The pre-Christmas fire at the Exxon Mobil Corp plant in Baytown, Texas, causing reduced output and fears of an omicron-driven economic “soft shutdown” caused gasoline prices to barely budge over the past week, according to AAA.
Recent reporting, however, indicates the damage to the plant was to a non-refining section of the complex. The plant is the nation’s fourth-biggest oil refinery, with the capacity to process 560,500 barrels per day of crude. The national average for a gallon of gas remained at $3.28 on the week.
“There is a lot of uncertainty about the potential economic impact of the COVID-19 omicron variant. Will it peak quickly and vanish as some hope, or will it linger as others fear?” said Andrew Gross, AAA spokesperson. “And we are seeing this reflected at the pump in the form of uneasy price stability.”
According to new data from the Energy Information Administration (EIA), total domestic gasoline stocks decreased slightly by 1.5 million bbl to 222.7 million bbl last week. Gasoline demand increased from 8.99 million b/d to 9.72 million b/d. Growing demand and tight supply would support more significant increases in pump prices, but fluctuations in the price of crude oil have helped to limit price increases. If oil prices climb, pump prices will likely follow suit.

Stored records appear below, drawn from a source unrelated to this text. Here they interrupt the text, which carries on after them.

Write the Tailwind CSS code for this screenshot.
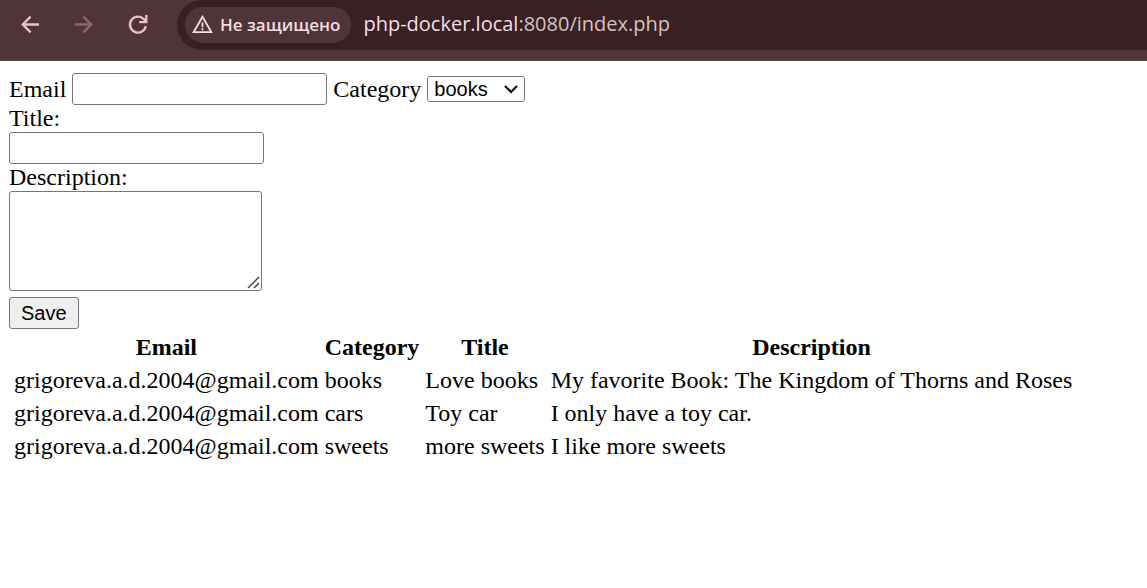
<!DOCTYPE html>
<html lang="ru">
<head>
<meta charset="utf-8">
<meta name="viewport" content="width=device-width, initial-scale=1">
<title>php-docker.local:8080/index.php</title>
<script src="https://cdn.jsdelivr.net/npm/@tailwindcss/browser@4"></script>
</head>
<body class="min-h-screen bg-white text-black">
<header class="flex h-[61px] items-start border-b-2 border-[#504346] bg-[#50343a] font-['Open_Sans','Noto_Sans',sans-serif]">
  <nav class="flex w-[177px] shrink-0 items-center gap-[30px] pt-3 pl-[18px] text-[#e9bfc8]">
    <button type="button" aria-label="Назад" class="size-6">
      <svg class="size-6" viewBox="0 0 24 24" fill="none" stroke="currentColor" stroke-width="2.4"><path d="M21 12.5H4.8M12.6 4.7l-7.8 7.8 7.8 7.8"/></svg>
    </button>
    <button type="button" aria-label="Вперёд" class="size-6 text-[#89676e]">
      <svg class="size-6" viewBox="0 0 24 24" fill="none" stroke="currentColor" stroke-width="2.4"><path d="M3 12.5h16.2M11.4 4.7l7.8 7.8-7.8 7.8"/></svg>
    </button>
    <button type="button" aria-label="Обновить" class="size-6">
      <svg class="size-6" viewBox="0 0 24 24" fill="none" stroke="currentColor" stroke-width="2.4"><path d="M19.8 14.3A8 8 0 1 1 17.9 7.2L20.2 9.5M20.3 3v7.1h-7.2"/></svg>
    </button>
  </nav>
  <div class="flex h-[50px] min-w-0 flex-1 items-center rounded-l-full bg-[#382023] pl-2">
    <button type="button" class="flex h-9 shrink-0 items-center gap-[7px] rounded-full bg-[#50343a] pr-[11px] pl-[7px] text-[17px] leading-6 font-semibold text-[#f3dde0]">
      <svg class="size-[21px]" viewBox="0 0 21 21" fill="none" stroke="currentColor" stroke-width="1.8"><path d="M10.5 1.8L1.6 17.2h17.8zM10.5 7.4v4.8M10.5 13.3v2"/></svg>
      <span>Не защищено</span>
    </button>
    <span class="truncate pb-[2px] pl-3 text-[20px] leading-8 text-[#d6c0c3]"><span class="text-[#f6dfe3]">php-docker.local</span>:8080/index.php</span>
  </div>
</header>
<main class="px-[9px] pt-3 font-['Liberation_Serif',serif] text-[24px] leading-[27px]">
  <form class="flex flex-col items-start">
    <div class="flex items-center gap-[6px]">
      <label for="email">Email</label>
      <input id="email" type="text" class="h-8 w-[255px] rounded-[3px] border border-[#767676] bg-white px-1 font-['Liberation_Sans',sans-serif] text-[20px]">
      <label for="category">Category</label>
      <div class="relative">
        <select id="category" class="block h-[26px] w-[98px] appearance-none rounded-[3px] border border-[#767676] bg-white pl-[6px] font-['Liberation_Sans',sans-serif] text-[20px] leading-6">
          <option>books</option>
          <option>cars</option>
          <option>sweets</option>
        </select>
        <svg class="pointer-events-none absolute top-2 right-[7px] h-[10px] w-[14px]" viewBox="0 0 14 10" fill="none" stroke="#000" stroke-width="2.2"><path d="M1 2l6 6 6-6"/></svg>
      </div>
    </div>
    <label for="title">Title:</label>
    <input id="title" type="text" class="h-8 w-[255px] rounded-[3px] border border-[#767676] bg-white px-1 font-['Liberation_Sans',sans-serif] text-[20px]">
    <label for="description">Description:</label>
    <div class="relative">
      <textarea id="description" class="block h-[100px] w-[253px] resize-none rounded-[3px] border border-[#767676] bg-white p-1 font-['Liberation_Mono',monospace] text-[20px]"></textarea>
      <svg class="pointer-events-none absolute right-[2px] bottom-[2px] size-[13px]" viewBox="0 0 13 13" fill="none" stroke="#444" stroke-width="1.5"><path d="M1 12L12 1M7 12l5-5"/></svg>
    </div>
    <button type="submit" class="mt-[6px] h-8 rounded-[3px] border border-[#767676] bg-[#efefef] px-[11px] font-['Liberation_Sans',sans-serif] text-[20px] leading-6">Save</button>
  </form>
  <table class="border-separate border-spacing-1">
    <thead>
      <tr>
        <th class="p-px">Email</th>
        <th class="p-px">Category</th>
        <th class="p-px">Title</th>
        <th class="p-px">Description</th>
      </tr>
    </thead>
    <tbody>
      <tr>
        <td class="p-px">grigoreva.a.d.2004@gmail.com</td>
        <td class="p-px">books</td>
        <td class="p-px">Love books</td>
        <td class="p-px">My favorite Book: The Kingdom of Thorns and Roses</td>
      </tr>
      <tr>
        <td class="p-px">grigoreva.a.d.2004@gmail.com</td>
        <td class="p-px">cars</td>
        <td class="p-px">Toy car</td>
        <td class="p-px">I only have a toy car.</td>
      </tr>
      <tr>
        <td class="p-px">grigoreva.a.d.2004@gmail.com</td>
        <td class="p-px">sweets</td>
        <td class="p-px">more sweets</td>
        <td class="p-px">I like more sweets</td>
      </tr>
    </tbody>
  </table>
</main>
</body>
</html>
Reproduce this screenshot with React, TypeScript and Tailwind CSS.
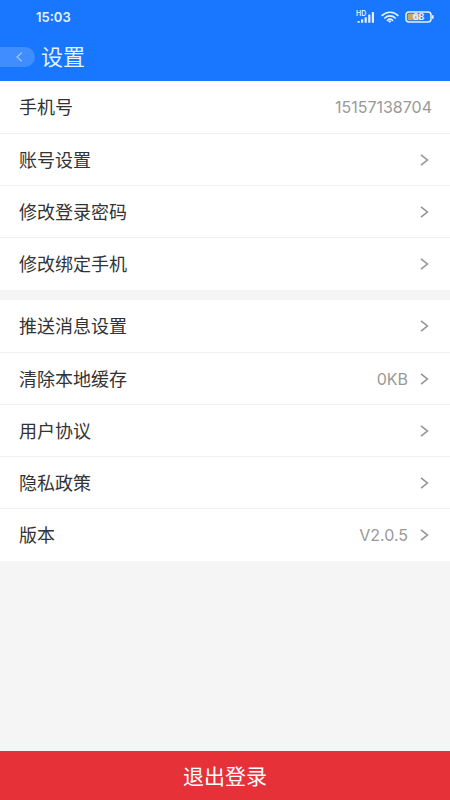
import * as React from "react";

type Row = {
  label: string;
  value?: string;
  arrow?: boolean;
};

const accountRows: Row[] = [
  { label: "手机号", value: "15157138704" },
  { label: "账号设置", arrow: true },
  { label: "修改登录密码", arrow: true },
  { label: "修改绑定手机", arrow: true },
];

const appRows: Row[] = [
  { label: "推送消息设置", arrow: true },
  { label: "清除本地缓存", value: "0KB", arrow: true },
  { label: "用户协议", arrow: true },
  { label: "隐私政策", arrow: true },
  { label: "版本", value: "V2.0.5", arrow: true },
];

function StatusBar() {
  return (
    <div className="flex h-8 items-center justify-between pt-px pl-9 pr-4 text-[#e6f1ff]">
      <span className="text-[13px] leading-4 font-semibold">15:03</span>
      <div className="flex items-center gap-1.5">
        <svg width="19" height="14" viewBox="0 0 19 14" fill="currentColor" aria-label="HD">
          <text x="0" y="6" fontSize="7" fontWeight="600">
            HD
          </text>
          <rect x="1.5" y="11" width="2.2" height="1.8" rx="0.5" />
          <rect x="5" y="9.2" width="2.2" height="3.6" rx="0.5" />
          <rect x="8.6" y="7.2" width="2.2" height="5.6" rx="0.5" />
          <rect x="12.2" y="4.6" width="2.2" height="8.2" rx="0.5" />
          <rect x="15.8" y="2" width="2.2" height="10.8" rx="0.5" />
        </svg>
        <svg
          width="18"
          height="12"
          viewBox="0 0 18 12"
          fill="none"
          stroke="currentColor"
          strokeWidth="1.7"
          strokeLinecap="round"
          aria-hidden="true"
        >
          <path d="M1.2 4.4a11.2 11.2 0 0 1 15.6 0" />
          <path d="M3.8 7a7.5 7.5 0 0 1 10.4 0" />
          <path d="M6.4 9.3a3.9 3.9 0 0 1 5.2 0" />
          <path d="M8 10.1h2L9 11.2z" fill="currentColor" strokeWidth="1" />
        </svg>
        <svg width="29" height="12" viewBox="0 0 29 12" fill="currentColor" aria-label="68">
          <rect x="1" y="1" width="25" height="10" rx="3" fill="none" stroke="currentColor" strokeWidth="1.5" />
          <path d="M4 2.7h11v6.6H4A1.3 1.3 0 0 1 2.7 8V4A1.3 1.3 0 0 1 4 2.7z" fill="#c9a566" />
          <rect x="27" y="4" width="1.6" height="4" rx="0.7" />
          <text x="13.5" y="9.3" fontSize="9" fontWeight="700" textAnchor="middle">
            68
          </text>
        </svg>
      </div>
    </div>
  );
}

function Chevron() {
  return (
    <svg
      className="ml-3 mr-[3px]"
      width="9"
      height="12"
      viewBox="0 0 9 12"
      fill="none"
      stroke="#949494"
      strokeWidth="1.6"
      aria-hidden="true"
    >
      <path d="M1 0.8L7.4 6 1 11.2" />
    </svg>
  );
}

function SettingRow({ label, value, arrow }: Row) {
  const content = (
    <>
      <span className="pt-0.5 text-lg text-[#333]">{label}</span>
      <span className="flex items-center">
        {value && <span className="text-base text-[#999]">{value}</span>}
        {arrow && <Chevron />}
      </span>
    </>
  );
  const rowClass = "flex h-full w-full items-center justify-between pl-[19px] pr-[18px]";

  return (
    <li className="h-[52px] border-b border-[#f1f1f1] first:h-[53px] last:border-b-0">
      {arrow ? (
        <button type="button" className={rowClass}>
          {content}
        </button>
      ) : (
        <div className={rowClass}>{content}</div>
      )}
    </li>
  );
}

function SettingGroup({ rows }: { rows: Row[] }) {
  return (
    <ul className="bg-white">
      {rows.map((row) => (
        <SettingRow key={row.label} {...row} />
      ))}
    </ul>
  );
}

export default function App() {
  return (
    <div className="flex min-h-screen flex-col bg-[#f5f5f5] font-[Inter,'Noto_Sans_CJK_SC',sans-serif]">
      <header className="bg-[#1976fe] pb-2">
        <StatusBar />
        <div className="flex h-[41px] items-center pt-2 text-[#e6f1ff]">
          <button
            type="button"
            aria-label="返回"
            className="flex h-5 w-[35px] items-center justify-center rounded-r-full bg-[#3f8dfe] pl-1"
          >
            <svg width="7" height="10" viewBox="0 0 7 10" fill="none" stroke="#a3c9ff" strokeWidth="1.2">
              <path d="M5.8 0.7L1 5l4.8 4.3" />
            </svg>
          </button>
          <h1 className="ml-1.5 pt-px text-[22px] leading-8">设置</h1>
        </div>
      </header>

      <main className="flex flex-1 flex-col gap-2.5">
        <SettingGroup rows={accountRows} />
        <SettingGroup rows={appRows} />
      </main>

      <button type="button" className="h-[49px] w-full bg-[#e63139] pt-0.5 text-[21px] text-white">
        退出登录
      </button>
    </div>
  );
}
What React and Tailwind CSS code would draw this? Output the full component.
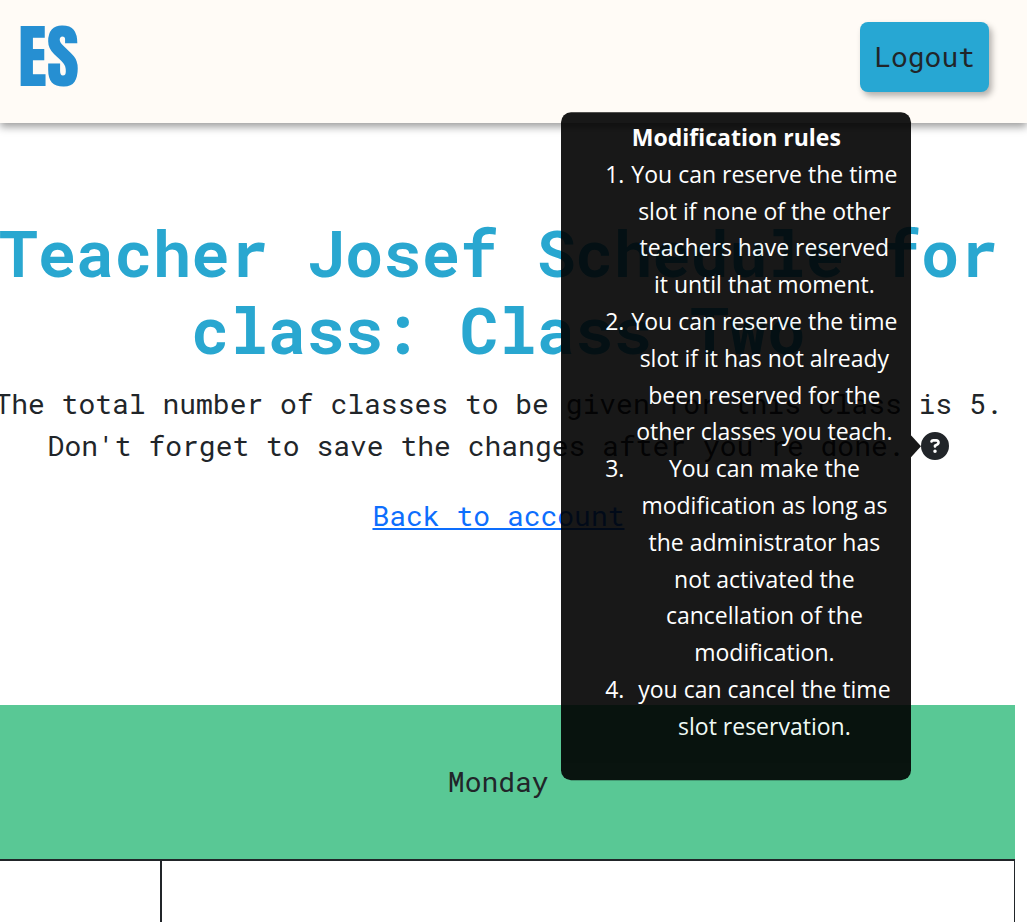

Today’s national average of $3.28 is eight cents less than a month ago and $1.03 more than a year ago.
- The nation’s top 10 largest weekly changes: Oregon (+6 cents), Texas (+5 cents), New Mexico (+4 cents), Arizona (−4 cents), South Carolina (+3 cents), Washington, D.C. (+3 cents), Washington (+3 cents), Arkansas (+3 cents), Utah (−3 cents) and Delaware (−3 cents).
- The nation’s top 10 most expensive markets: California ($4.65), Hawaii ($4.33), Washington ($3.88), Nevada ($3.83), Oregon ($3.82), Alaska ($3.70), Arizona ($3.61), Idaho ($3.56), Pennsylvania ($3.52) and Connecticut ($3.49).
Oil Market Dynamics
At the close of yesterday’s formal trading session, WTI increased by 87 cents to settle at $76.08. Despite demand concerns over the omicron variant of COVID-19, crude prices have increased since the EIA reported that total domestic oil stocks decreased by 3.6 million bbl last week to 420 million bbl. The current stock level is 14.9% lower than at the end of December 2020, contributing to domestic crude prices. This week, prices could continue to climb if EIA’s next weekly report shows another decrease in total stocks.